The task
Retype each line of the material exactly, please, skipping any picture in it.

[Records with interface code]
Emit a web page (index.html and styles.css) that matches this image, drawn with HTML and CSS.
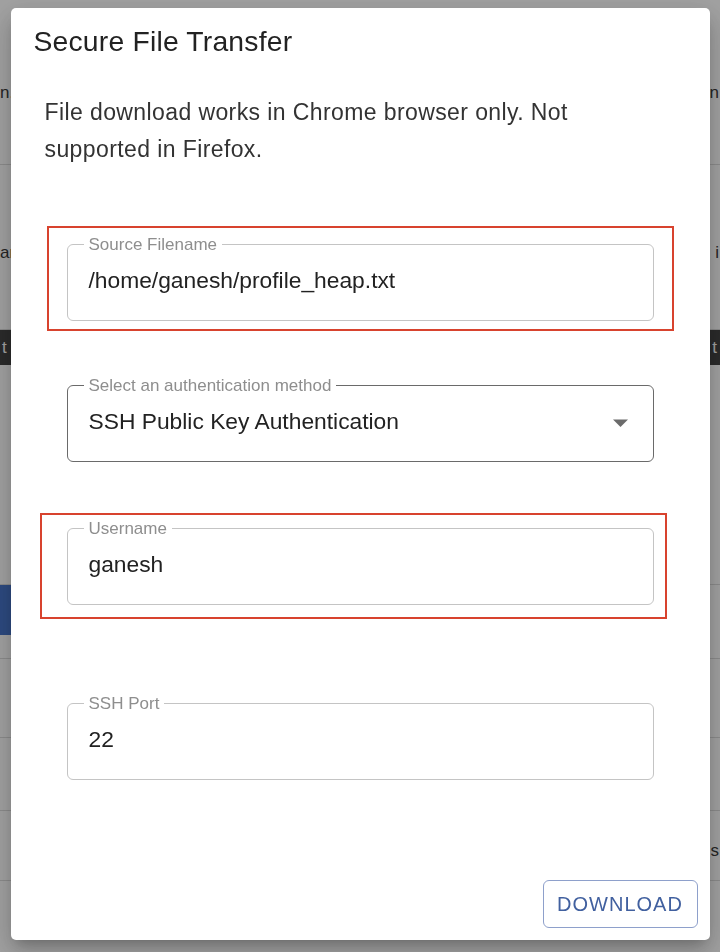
FILE: index.html
```html
<!DOCTYPE html>
<html lang="en">
<head>
<meta charset="utf-8">
<title>Secure File Transfer</title>
<link rel="stylesheet" href="styles.css">
</head>
<body>
<div class="page">
  <div class="prow r1"><span class="pl">n.</span><span class="pr">n</span></div>
  <div class="prow r2"><span class="pl">ar</span><span class="pr">i</span></div>
  <div class="prow r3"><span class="pl">t</span><span class="pr">t</span></div>
  <div class="prow r4"></div>
  <div class="prow r5"><span class="blue"></span></div>
  <div class="prow r6"></div>
  <div class="prow r7"></div>
  <div class="prow r8"></div>
  <div class="prow r9"><span class="pl"></span><span class="pr">s</span></div>
</div>
<div class="backdrop">
  <div class="dialog" role="dialog" aria-labelledby="dlg-title">
    <h2 class="title" id="dlg-title">Secure File Transfer</h2>
    <p class="desc">File download works in Chrome browser only. Not supported in Firefox.</p>
    <div class="mark mark-a">
      <fieldset class="field">
        <legend>Source Filename</legend>
        <div class="value">/home/ganesh/profile_heap.txt</div>
      </fieldset>
    </div>
    <fieldset class="field field-select">
      <legend>Select an authentication method</legend>
      <div class="value value-row">
        <span>SSH Public Key Authentication</span>
        <svg class="arrow" width="15" height="8" viewBox="0 0 15 8" aria-hidden="true"><path d="M0 0.5 L15 0.5 L7.5 8 Z"/></svg>
      </div>
    </fieldset>
    <div class="mark mark-b">
      <fieldset class="field">
        <legend>Username</legend>
        <div class="value">ganesh</div>
      </fieldset>
    </div>
    <fieldset class="field field-port">
      <legend>SSH Port</legend>
      <div class="value">22</div>
    </fieldset>
    <div class="actions">
      <button class="btn" type="button">Download</button>
    </div>
  </div>
</div>
</body>
</html>
```
FILE: styles.css
```css
html, body {
  margin: 0;
  padding: 0;
}
body {
  width: 720px;
  height: 952px;
  overflow: hidden;
  background: #ffffff;
  font-family: "Liberation Sans", Arial, Helvetica, sans-serif;
}

/* underlying page (dimmed by the backdrop) */
.page {
  display: flex;
  flex-direction: column;
}
.prow {
  display: flex;
  justify-content: space-between;
  align-items: center;
  box-sizing: border-box;
  border-bottom: 1px solid #dcdcdc;
  font-size: 17px;
  color: #3a3a3a;
}
.pl {
  white-space: nowrap;
}
.pr {
  white-space: nowrap;
  margin-right: 1px;
}
.r1 { height: 165px; padding-top: 22px; }
.r2 { height: 165px; padding-top: 12px; }
.r3 { height: 35px; background: #434343; color: #fff; border-bottom: 0; padding: 0 2px; }
.r4 { height: 220px; }
.r5 { height: 50px; border-bottom: 0; }
.blue { width: 40px; height: 50px; background: #4775cb; }
.r6 { height: 24px; }
.r7 { height: 79px; }
.r8 { height: 73px; }
.r9 { height: 70px; padding-top: 10px; }

/* modal */
.backdrop {
  position: fixed;
  inset: 0;
  background: rgba(0, 0, 0, 0.37);
  display: flex;
  justify-content: center;
  align-items: flex-start;
  padding-top: 8px;
}
.dialog {
  width: 699px;
  height: 932px;
  box-sizing: border-box;
  background: #fff;
  border-radius: 5px;
  box-shadow: 0 8px 12px -6px rgba(0,0,0,0.22), 0 14px 24px 2px rgba(0,0,0,0.12), 0 6px 30px 4px rgba(0,0,0,0.10);
  display: flex;
  flex-direction: column;
  align-items: flex-start;
}
.title {
  margin: 0;
  padding: 14px 0 0 23px;
  font-size: 28.3px;
  font-weight: 400;
  line-height: 38px;
  letter-spacing: 0.2px;
  color: #222;
}
.desc {
  margin: 34px 0 0 34px;
  width: 610px;
  font-size: 23px;
  line-height: 37px;
  letter-spacing: 0.4px;
  color: #333;
}
.mark {
  box-sizing: border-box;
  width: 627px;
  border: 2px solid #d8432e;
}
.mark-a {
  margin: 58px 0 0 36px;
  padding: 8px 18px 8px 18px;
}
.mark-b {
  margin: 51px 0 0 29px;
  padding: 5px 11px 12px 25px;
}
.field {
  margin: 0;
  min-width: 0;
  width: 587px;
  box-sizing: border-box;
  border: 1.4px solid #c4c4c4;
  border-radius: 6px;
  padding: 14px 21px 26px;
}
.field legend {
  font-size: 17px;
  line-height: 17px;
  padding: 0 5px;
  margin-left: -5px;
  color: #8e8e8e;
}
.field-select {
  margin: 46px 0 0 56px;
  border-color: #6a6a6a;
}
.field-port {
  margin: 76px 0 0 56px;
}
.value {
  font-size: 22.8px;
  line-height: 27px;
  color: #222;
}
.value-row {
  display: flex;
  justify-content: space-between;
  align-items: center;
}
.arrow {
  margin-right: 4px;
  margin-top: 2px;
  fill: #6b6b6b;
}
.actions {
  margin-top: auto;
  align-self: stretch;
  display: flex;
  justify-content: flex-end;
  padding: 0 12px 12px 0;
}
.btn {
  width: 155px;
  height: 48px;
  box-sizing: border-box;
  border: 1.4px solid #8ea0cb;
  border-radius: 6px;
  background: #fff;
  color: #41609f;
  font-family: "Liberation Sans", Arial, Helvetica, sans-serif;
  font-size: 20px;
  letter-spacing: 1px;
  text-transform: uppercase;
  padding: 0;
  cursor: pointer;
}
```
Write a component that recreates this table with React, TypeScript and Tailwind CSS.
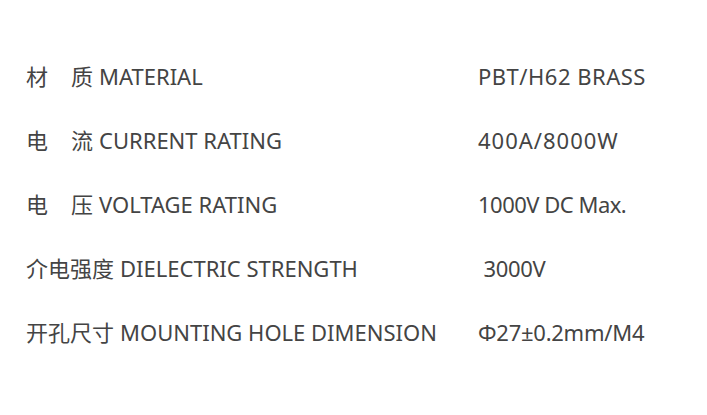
const rows = [
  { cn: ['材', '质'], en: 'MATERIAL', value: 'PBT/H62 BRASS', track: 'tracking-[0.5px]' },
  { cn: ['电', '流'], en: 'CURRENT RATING', value: '400A/8000W', track: 'tracking-[1px]' },
  { cn: ['电', '压'], en: 'VOLTAGE RATING', value: '1000V DC Max.', track: 'tracking-[-0.5px]' },
  { cn: ['介电强度'], en: 'DIELECTRIC STRENGTH', value: '\u00a03000V', track: 'tracking-[-0.3px]' },
  { cn: ['开孔尺寸'], en: 'MOUNTING HOLE DIMENSION', value: 'Φ27±0.2mm/M4', track: 'tracking-[-0.25px]' },
];

export default function App() {
  return (
    <div
      className="w-[707px] h-[415px] bg-white pt-[44px] pl-[26px] text-[#444] text-[22px]"
      style={{ fontFamily: '"Noto Sans", "Noto Sans CJK SC", sans-serif' }}
    >
      {rows.map((r) => (
        <div key={r.en} className="flex items-center h-16">
          <div className="w-[452px] flex items-center whitespace-nowrap">
            {r.cn.length === 2 ? (
              <>
                <span>{r.cn[0]}</span>
                <span className="ml-[23px]">{r.cn[1]}</span>
              </>
            ) : (
              <span>{r.cn[0]}</span>
            )}
            <span className="ml-[6px]">{r.en}</span>
          </div>
          <div className={`whitespace-nowrap ${r.track}`}>{r.value}</div>
        </div>
      ))}
    </div>
  );
}
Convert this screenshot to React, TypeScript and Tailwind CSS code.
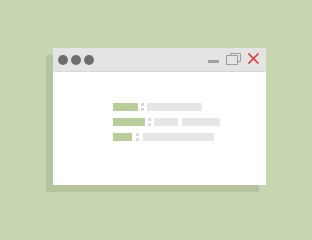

Solution
Emit a web page (index.html and styles.css) that matches this image, drawn with HTML and CSS.
FILE: index.html
```html
<!DOCTYPE html>
<html lang="en">
<head>
<meta charset="utf-8">
<title>Secure File Transfer</title>
<link rel="stylesheet" href="styles.css">
</head>
<body>
<div class="page">
  <div class="prow r1"><span class="pl">n.</span><span class="pr">n</span></div>
  <div class="prow r2"><span class="pl">ar</span><span class="pr">i</span></div>
  <div class="prow r3"><span class="pl">t</span><span class="pr">t</span></div>
  <div class="prow r4"></div>
  <div class="prow r5"><span class="blue"></span></div>
  <div class="prow r6"></div>
  <div class="prow r7"></div>
  <div class="prow r8"></div>
  <div class="prow r9"><span class="pl"></span><span class="pr">s</span></div>
</div>
<div class="backdrop">
  <div class="dialog" role="dialog" aria-labelledby="dlg-title">
    <h2 class="title" id="dlg-title">Secure File Transfer</h2>
    <p class="desc">File download works in Chrome browser only. Not supported in Firefox.</p>
    <div class="mark mark-a">
      <fieldset class="field">
        <legend>Source Filename</legend>
        <div class="value">/home/ganesh/profile_heap.txt</div>
      </fieldset>
    </div>
    <fieldset class="field field-select">
      <legend>Select an authentication method</legend>
      <div class="value value-row">
        <span>SSH Public Key Authentication</span>
        <svg class="arrow" width="15" height="8" viewBox="0 0 15 8" aria-hidden="true"><path d="M0 0.5 L15 0.5 L7.5 8 Z"/></svg>
      </div>
    </fieldset>
    <div class="mark mark-b">
      <fieldset class="field">
        <legend>Username</legend>
        <div class="value">ganesh</div>
      </fieldset>
    </div>
    <fieldset class="field field-port">
      <legend>SSH Port</legend>
      <div class="value">22</div>
    </fieldset>
    <div class="actions">
      <button class="btn" type="button">Download</button>
    </div>
  </div>
</div>
</body>
</html>
```
FILE: styles.css
```css
html, body {
  margin: 0;
  padding: 0;
}
body {
  width: 720px;
  height: 952px;
  overflow: hidden;
  background: #ffffff;
  font-family: "Liberation Sans", Arial, Helvetica, sans-serif;
}

/* underlying page (dimmed by the backdrop) */
.page {
  display: flex;
  flex-direction: column;
}
.prow {
  display: flex;
  justify-content: space-between;
  align-items: center;
  box-sizing: border-box;
  border-bottom: 1px solid #dcdcdc;
  font-size: 17px;
  color: #3a3a3a;
}
.pl {
  white-space: nowrap;
}
.pr {
  white-space: nowrap;
  margin-right: 1px;
}
.r1 { height: 165px; padding-top: 22px; }
.r2 { height: 165px; padding-top: 12px; }
.r3 { height: 35px; background: #434343; color: #fff; border-bottom: 0; padding: 0 2px; }
.r4 { height: 220px; }
.r5 { height: 50px; border-bottom: 0; }
.blue { width: 40px; height: 50px; background: #4775cb; }
.r6 { height: 24px; }
.r7 { height: 79px; }
.r8 { height: 73px; }
.r9 { height: 70px; padding-top: 10px; }

/* modal */
.backdrop {
  position: fixed;
  inset: 0;
  background: rgba(0, 0, 0, 0.37);
  display: flex;
  justify-content: center;
  align-items: flex-start;
  padding-top: 8px;
}
.dialog {
  width: 699px;
  height: 932px;
  box-sizing: border-box;
  background: #fff;
  border-radius: 5px;
  box-shadow: 0 8px 12px -6px rgba(0,0,0,0.22), 0 14px 24px 2px rgba(0,0,0,0.12), 0 6px 30px 4px rgba(0,0,0,0.10);
  display: flex;
  flex-direction: column;
  align-items: flex-start;
}
.title {
  margin: 0;
  padding: 14px 0 0 23px;
  font-size: 28.3px;
  font-weight: 400;
  line-height: 38px;
  letter-spacing: 0.2px;
  color: #222;
}
.desc {
  margin: 34px 0 0 34px;
  width: 610px;
  font-size: 23px;
  line-height: 37px;
  letter-spacing: 0.4px;
  color: #333;
}
.mark {
  box-sizing: border-box;
  width: 627px;
  border: 2px solid #d8432e;
}
.mark-a {
  margin: 58px 0 0 36px;
  padding: 8px 18px 8px 18px;
}
.mark-b {
  margin: 51px 0 0 29px;
  padding: 5px 11px 12px 25px;
}
.field {
  margin: 0;
  min-width: 0;
  width: 587px;
  box-sizing: border-box;
  border: 1.4px solid #c4c4c4;
  border-radius: 6px;
  padding: 14px 21px 26px;
}
.field legend {
  font-size: 17px;
  line-height: 17px;
  padding: 0 5px;
  margin-left: -5px;
  color: #8e8e8e;
}
.field-select {
  margin: 46px 0 0 56px;
  border-color: #6a6a6a;
}
.field-port {
  margin: 76px 0 0 56px;
}
.value {
  font-size: 22.8px;
  line-height: 27px;
  color: #222;
}
.value-row {
  display: flex;
  justify-content: space-between;
  align-items: center;
}
.arrow {
  margin-right: 4px;
  margin-top: 2px;
  fill: #6b6b6b;
}
.actions {
  margin-top: auto;
  align-self: stretch;
  display: flex;
  justify-content: flex-end;
  padding: 0 12px 12px 0;
}
.btn {
  width: 155px;
  height: 48px;
  box-sizing: border-box;
  border: 1.4px solid #8ea0cb;
  border-radius: 6px;
  background: #fff;
  color: #41609f;
  font-family: "Liberation Sans", Arial, Helvetica, sans-serif;
  font-size: 20px;
  letter-spacing: 1px;
  text-transform: uppercase;
  padding: 0;
  cursor: pointer;
}
```
Write a component that recreates this table with React, TypeScript and Tailwind CSS.
const rows = [
  { cn: ['材', '质'], en: 'MATERIAL', value: 'PBT/H62 BRASS', track: 'tracking-[0.5px]' },
  { cn: ['电', '流'], en: 'CURRENT RATING', value: '400A/8000W', track: 'tracking-[1px]' },
  { cn: ['电', '压'], en: 'VOLTAGE RATING', value: '1000V DC Max.', track: 'tracking-[-0.5px]' },
  { cn: ['介电强度'], en: 'DIELECTRIC STRENGTH', value: '\u00a03000V', track: 'tracking-[-0.3px]' },
  { cn: ['开孔尺寸'], en: 'MOUNTING HOLE DIMENSION', value: 'Φ27±0.2mm/M4', track: 'tracking-[-0.25px]' },
];

export default function App() {
  return (
    <div
      className="w-[707px] h-[415px] bg-white pt-[44px] pl-[26px] text-[#444] text-[22px]"
      style={{ fontFamily: '"Noto Sans", "Noto Sans CJK SC", sans-serif' }}
    >
      {rows.map((r) => (
        <div key={r.en} className="flex items-center h-16">
          <div className="w-[452px] flex items-center whitespace-nowrap">
            {r.cn.length === 2 ? (
              <>
                <span>{r.cn[0]}</span>
                <span className="ml-[23px]">{r.cn[1]}</span>
              </>
            ) : (
              <span>{r.cn[0]}</span>
            )}
            <span className="ml-[6px]">{r.en}</span>
          </div>
          <div className={`whitespace-nowrap ${r.track}`}>{r.value}</div>
        </div>
      ))}
    </div>
  );
}
Convert this screenshot to React, TypeScript and Tailwind CSS code.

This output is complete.